My source concerning Rockefeller money was a Republican officeholder, someone quite sympathetic to the Ripon persuasion and an informant I have always found reliable. If he was wrong, and I was misled, then I should of course retract my remark. Just to make sure, however, I asked the Society for a recent list of their benefactors. (“We do not disclose the names of our contributors.”) Moreover, their “frank statement of financial condition” fails to indicate what proportion of the Ripon budget comes from large donations.

It is certainly true that Ripon stores its records in the Cornell library. What Mr. Auspitz omits to say is that the Society will not permit anyone to peruse these materials unless his name has first been cleared with them. The Cornell archivist asked Mr. Auspitz if I might have access to these files. Permission was refused.

I had also been told that the authors of The Lessons of Victory received payments while writing that book. The Society informs me that only the editor was on a salary, while others received expenses. This seems reasonable.

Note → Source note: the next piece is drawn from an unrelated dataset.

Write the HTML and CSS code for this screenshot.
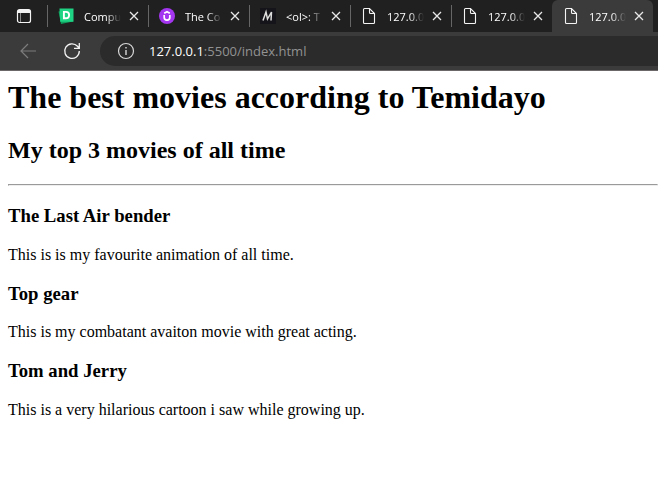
FILE: index.html
```html
<!DOCTYPE html>
<html lang="en">
<head>
<meta charset="utf-8">
<title>The best movies according to Temidayo</title>
<link rel="stylesheet" href="styles.css">
</head>
<body>
<svg class="sprite">
  <symbol id="page" viewBox="0 0 16 18"><path d="M3.500 1.500H8.500L13.500 6.500v9q0 1-1 1h-9q-1 0-1-1v-13q0-1 1-1zM8.500 1.500v4q0 1 1 1h4" fill="none" stroke="#f4f4f4" stroke-width="1.100"/></symbol>
  <symbol id="cross" viewBox="0 0 10 10"><path d="M1 1l8 8M9 1L1 9" fill="none" stroke="#e8e8e8" stroke-width="1.300"/></symbol>
</svg>
<header class="browser">
  <nav class="tabs" aria-label="Tabs">
    <button class="tab-menu" aria-label="Tab actions"><svg width="16" height="16" viewBox="0 0 16 16"><rect x="1.500" y="1.500" width="13" height="13" rx="2" fill="none" stroke="#f4f4f4" stroke-width="1.200"/><path d="M2 2h12v3H2z" fill="#f4f4f4"/><path d="M4.500 5v9" stroke="#8a8a8a"/></svg></button>
    <div class="tab">
      <button class="tab-open"><svg class="favicon" viewBox="0 0 16 18"><path d="M.5 4.500L13 2l2 12.500L3 17z" fill="#109d5d"/><path d="M1.500 1.500h14v13.300H2.200z" fill="#1ed384"/><path d="M5.900 4.900h2q3.200 0 3.200 3.200t-3.200 3.200h-2z" fill="none" stroke="#fff" stroke-width="1.900"/></svg><span class="title">Compu</span></button>
      <button class="close" aria-label="Close tab"><svg width="10" height="10"><use href="#cross"/></svg></button>
    </div>
    <div class="tab">
      <button class="tab-open"><svg class="favicon" viewBox="0 0 16 18"><circle cx="8" cy="9" r="8" fill="#a435f0"/><path d="M5.200 8v2.600q0 2.600 2.800 2.600t2.800-2.600V8M5.200 6.300L8 4.700l2.800 1.600" fill="none" stroke="#fff" stroke-width="1.700"/></svg><span class="title">The Co</span></button>
      <button class="close" aria-label="Close tab"><svg width="10" height="10"><use href="#cross"/></svg></button>
    </div>
    <div class="tab">
      <button class="tab-open"><svg class="favicon" viewBox="0 0 16 18"><path d="M0 1h16v16H0z" fill="#15141a"/><path d="M3 13.500L6 5l1.500 7L11.500 5l-.5 8.500" fill="none" stroke="#ddd" stroke-width="1.500"/></svg><span class="title">&lt;ol&gt;: T</span></button>
      <button class="close" aria-label="Close tab"><svg width="10" height="10"><use href="#cross"/></svg></button>
    </div>
    <div class="tab">
      <button class="tab-open"><svg class="favicon"><use href="#page"/></svg><span class="title">127.0.0</span></button>
      <button class="close" aria-label="Close tab"><svg width="10" height="10"><use href="#cross"/></svg></button>
    </div>
    <div class="tab">
      <button class="tab-open"><svg class="favicon"><use href="#page"/></svg><span class="title">127.0.0</span></button>
      <button class="close" aria-label="Close tab"><svg width="10" height="10"><use href="#cross"/></svg></button>
    </div>
    <div class="tab active">
      <button class="tab-open"><svg class="favicon"><use href="#page"/></svg><span class="title">127.0.0</span></button>
      <button class="close" aria-label="Close tab"><svg width="10" height="10"><use href="#cross"/></svg></button>
    </div>
  </nav>
  <div class="toolbar">
    <button class="tool" aria-label="Back"><svg width="18" height="18" viewBox="0 0 18 18" fill="none" stroke="#7d7d7d" stroke-width="1.200"><path d="M17 9H2M9 2L2 9l7 7"/></svg></button>
    <button class="tool" aria-label="Refresh"><svg width="18" height="18" viewBox="0 0 18 18" fill="none" stroke="#f4f4f4" stroke-width="1.300"><path d="M16.300 9A7.300 7.300 0 1 1 14.500 4.300L16 6M16.300 1v5.300H11"/></svg></button>
    <div class="address">
      <button class="info" aria-label="Site information"><svg width="18" height="18" viewBox="0 0 18 18"><circle cx="9" cy="9" r="7.500" fill="none" stroke="#d8d8d8" stroke-width="1.200"/><path d="M9 8v5M9 5v1.500" stroke="#d8d8d8" stroke-width="1.400"/></svg></button>
      <span class="url"><span class="host">127.0.0.1</span>:5500/index.html</span>
    </div>
  </div>
</header>
<main>
  <h1>The best movies according to Temidayo</h1>
  <h2>My top 3 movies of all time</h2>
  <hr>
  <h3>The Last Air bender</h3>
  <p>This is is my favourite animation of all time.</p>
  <h3>Top gear</h3>
  <p>This is my combatant avaiton movie with great acting.</p>
  <h3>Tom and Jerry</h3>
  <p>This is a very hilarious cartoon i saw while growing up.</p>
</main>
</body>
</html>
```
FILE: styles.css
```css
* {
  box-sizing: border-box;
}

body {
  margin: 0;
  overflow-x: hidden;
  background: #fff;
  color: #000;
  font-family: "Liberation Serif", "Times New Roman", serif;
}

button {
  display: flex;
  align-items: center;
  padding: 0;
  border: 0;
  background: none;
  color: inherit;
  font: inherit;
}

.sprite {
  display: none;
}

.browser {
  border-bottom: 1px solid #6b6768;
  background: #3b3b3b;
  color: #fff;
  font-family: "Open Sans", "Segoe UI", sans-serif;
}

.tabs {
  display: flex;
  height: 32px;
  background: #202020;
  font-size: 11px;
}

.tab-menu {
  flex: 0 0 47px;
  padding-left: 16px;
}

.tab {
  display: flex;
  flex: 0 0 101px;
  align-items: center;
  padding-left: 10px;
  border-left: 1px solid;
  border-image: linear-gradient(transparent 6px, #666 6px 26px, transparent 26px) 1;
}

.tab.active {
  border: 0;
  padding-left: 11px;
  border-radius: 6px 6px 0 0;
  background: #3b3b3b;
}

.tab-open {
  gap: 10px;
}

.favicon {
  flex: none;
  width: 16px;
  height: 18px;
}

.title {
  width: 37px;
  overflow: hidden;
  text-align: left;
  white-space: nowrap;
  mask-image: linear-gradient(to right, #000 60%, transparent);
}

.close {
  margin-left: 8px;
}

.toolbar {
  display: flex;
  align-items: center;
  height: 38px;
  padding-left: 19px;
}

.tool {
  width: 44px;
}

.address {
  display: flex;
  flex: 1;
  align-items: center;
  gap: 14px;
  height: 30px;
  margin-left: -7px;
  padding-left: 17px;
  border-radius: 15px 0 0 15px;
  background: #2b2b2b;
  font-size: 13px;
}

.url {
  color: #929292;
}

.host {
  color: #fff;
}

main {
  padding: 8px 0 8px 8px;
}

h1 {
  margin-top: 0;
}
```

On the question of substance: I explicitly stated in my article that Ripon-type Republicans have been successful at lower political levels. Many of these candidates do appeal to black voters especially when their Democratic opponents try to capitalize on white anxieties. However my chief focus was on national Republican politics; and here there is every indication that the GOP will continue to nominate candidates like Nixon and Agnew. This being so, not many blacks are likely to vote Republican. I realize that the Ripon Society would prefer a Percy-Brooke ticket. Needless to say, this sentiment is not shared by the regulars who attend Republican conventions.